Our school changing rooms were reasonably large, and we’d sometimes kick about a bit inside before going out. Keepie up challenges, try out a trick or two, that sort of thing. One time, this rat-faced little tosser kicked a ball in my face, so I asked him not to. His level of intellect running through the snobbish vacuum where a brain should have been was not high. Nor were his manners, it seemed; he walked up to me and hocked a mouthful of phlegm in my face.

I think at this point you can probably already guess where this is probably going, but you may not agree. Having germ-ridden mucus delightfully sprayed all over you is about the most insulting and base level of interaction imaginable, and almost two decades later I still remember my immediate reaction; not anger, but shock that such a disgusting response to a fairly reasonable request was even contemplated, yet alone enacted.

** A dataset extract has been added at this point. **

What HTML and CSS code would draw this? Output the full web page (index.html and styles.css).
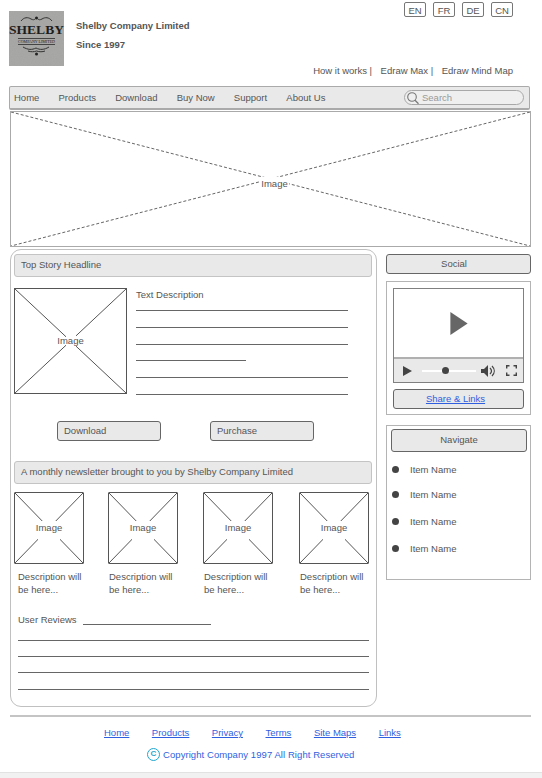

Forget all the preamble and context – what Jamie Carragher did was wrong. There won’t be many who will disagree with that, this columnist included. What’s this? A rich, successful ex-footballer showing no respect or manners? Headline writers at the red-tops must have rubbed their hands in glee at the ease of their job when the incriminating video was released.

This is the point where I get angry. Without rehashing the entire episode which you have already absorbed countless times this week, the reaction of the indignant uber-moralising critics of Carragher would be hilarious if there weren’t far deeper-reaching consequences of the whole Motorway Spitgate affair. The very same morons who probably chanted “We all dream of a team of Carraghers” and lap up the tat shoved down their throat by the Premier League brand then slaughter the figures they have placed on a pedestal in the first place.

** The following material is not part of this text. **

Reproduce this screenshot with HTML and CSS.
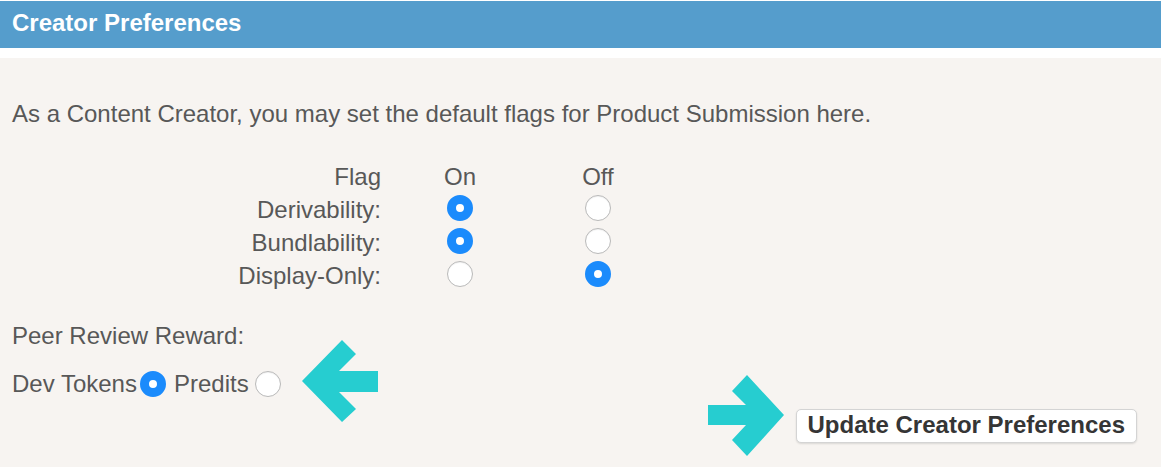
FILE: index.html
```html
<!DOCTYPE html>
<html>
<head>
<meta charset="utf-8">
<link rel="stylesheet" href="styles.css">
</head>
<body>
<div class="page">
  <div class="header">Creator Preferences</div>
  <div class="content">
    <p class="intro">As a Content Creator, you may set the default flags for Product Submission here.</p>
    <div class="flags">
      <div class="lbl">Flag</div><div class="col">On</div><div class="col">Off</div>
      <div class="lbl">Derivability:</div>
      <div class="cell"><input type="radio" class="radio" name="d" checked></div>
      <div class="cell"><input type="radio" class="radio" name="d"></div>
      <div class="lbl">Bundlability:</div>
      <div class="cell"><input type="radio" class="radio" name="b" checked></div>
      <div class="cell"><input type="radio" class="radio" name="b"></div>
      <div class="lbl">Display-Only:</div>
      <div class="cell"><input type="radio" class="radio" name="o"></div>
      <div class="cell"><input type="radio" class="radio" name="o" checked></div>
    </div>
    <div class="reward-title">Peer Review Reward:</div>
    <div class="reward-row">
      <div class="reward-opts">
        <span>Dev Tokens</span><input type="radio" class="radio r1" name="r" checked><span class="predits">Predits</span><input type="radio" class="radio r2" name="r">
      </div>
      <button class="btn">Update Creator Preferences</button>
    </div>
  </div>
  <svg class="arrows" width="1162" height="467" viewBox="0 0 1162 467">
    <polygon fill="#26cdd0" points="302,381 342,340 356,354 339,371 378,371 378,392 339,392 356,409 342,422"/>
    <polygon fill="#26cdd0" points="708,405 746,405 732,391 747,375 784,415 747,456 732,440 746,425 708,425"/>
  </svg>
</div>
</body>
</html>
```
FILE: styles.css
```css
html, body {
  margin: 0;
  padding: 0;
  background: #ffffff;
}
body {
  font-family: "Liberation Sans", Arial, Helvetica, sans-serif;
  width: 1162px;
  height: 467px;
  overflow: hidden;
}
.page {
  position: relative;
  width: 1161px;
  height: 467px;
  padding-top: 1px;
  box-sizing: border-box;
  display: flex;
  flex-direction: column;
}
.header {
  background: #559dcc;
  color: #ffffff;
  font-weight: bold;
  font-size: 24px;
  height: 47px;
  line-height: 43px;
  padding-left: 12px;
  box-sizing: border-box;
}
.content {
  margin-top: 10px;
  background: #f7f4f1;
  flex: 1;
  padding: 42px 24px 0 12px;
  color: #585858;
  font-size: 24px;
  line-height: 28px;
}
.intro {
  margin: 0;
}
.flags {
  display: grid;
  grid-template-columns: 369px 158px 118px;
  grid-auto-rows: 33px;
  margin-top: 32px;
  line-height: 33px;
}
.lbl {
  text-align: right;
}
.col {
  text-align: center;
}
.cell {
  display: flex;
  align-items: center;
  justify-content: center;
  padding-bottom: 3px;
  box-sizing: border-box;
}
.radio {
  -webkit-appearance: none;
  appearance: none;
  width: 26px;
  height: 26px;
  margin: 0;
  border-radius: 50%;
  background: #ffffff;
  border: 1px solid #b9b9b9;
  box-sizing: border-box;
  box-shadow: inset 0 1px 1px rgba(0,0,0,0.06);
}
.radio:checked {
  border: 9px solid #1b8bfc;
  background: #ffffff;
  box-shadow: none;
}
.reward-title {
  margin-top: 30px;
}
.reward-row {
  display: flex;
  justify-content: space-between;
  align-items: flex-start;
  margin-top: 20px;
}
.reward-opts {
  display: flex;
  align-items: center;
  height: 28px;
}
.r1 {
  margin-left: 3px;
}
.predits {
  margin-left: 8px;
}
.r2 {
  margin-left: 6px;
}
.btn {
  margin-top: 39px;
  font-family: "Liberation Sans", Arial, Helvetica, sans-serif;
  font-weight: bold;
  font-size: 24px;
  color: #353535;
  background: #ffffff;
  border: 1px solid #d4d4d4;
  border-radius: 5px;
  height: 34px;
  line-height: 30px;
  padding: 0 11px 2px 11px;
  box-sizing: border-box;
  box-shadow: 0 1px 2px rgba(0,0,0,0.12);
}
.arrows {
  position: absolute;
  top: 0;
  left: 0;
  pointer-events: none;
}
```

OK, so I am generalising here; let’s get more specific. It might not be the precise same fans who chanted his name, but it is symptomatic of a society that builds figures up to knock them down at every opportunity. Brands drop highly paid stars whose names are being dragged through the mud in a flash, regardless of guilt. More often than not the companies are justified in doing so, granted. The instant and decisive nature of these judgements gives far too much moral snobbery a soapbox.

If we are going to crucify the guy for doing something undoubtedly disgusting, what about crucifying the prick who filmed the whole thing and provoked the response in the first place? So he’s going on a driver improvement course; big deal. It all smells a bit like ‘Hans Brix’ writing a strongly worded letter to Kim-Jong Il telling him how unhappy he is.

A common thread of argument appears to be that Carragher should suck up the abuse because of his elevated status. Bollocks. When you’re in the arena of sport, fine, because it is within context. While driving down a motorway on your way home with a camera and extended provocation, I don’t buy it. Don’t get me wrong, I have hurled abuse from the stands in my time. Sitting in front of the TV I will rarely hold back.

Maybe I’m too much of a coward to say such things directly to the face of a footballer. The father clearly enjoyed the opportunity to rile Carragher for the sake of it though. Filming it, even apparently chuckling when the incident itself occurred, waives all rights anyone has to complain in my view.

There’s so much disagreeable shite in all this, but the worst was the headline spewed forth by the Mirror on Wednesday. “Dad who filmed Jamie Carragher spitting at car with teen daughter inside reveals ‘death threats’ have left him ‘under siege’”. THE MAN SOLD HIS VIDEO AND “STORY”! And now he wants to claim he is under attack?? Fuck off. “I don’t want him to lose his job,” he cried, as if he expected a single person to believe him.

The fall out is that Carragher has been suspended from his Sky Sports job, a attention-grabbing twat is a few bob richer, and the court of public opinion has been boosted to new obscene heights of misplaced arrogance. Worst of all, I am denied the chance to slate a Scouser by my inner moral compass.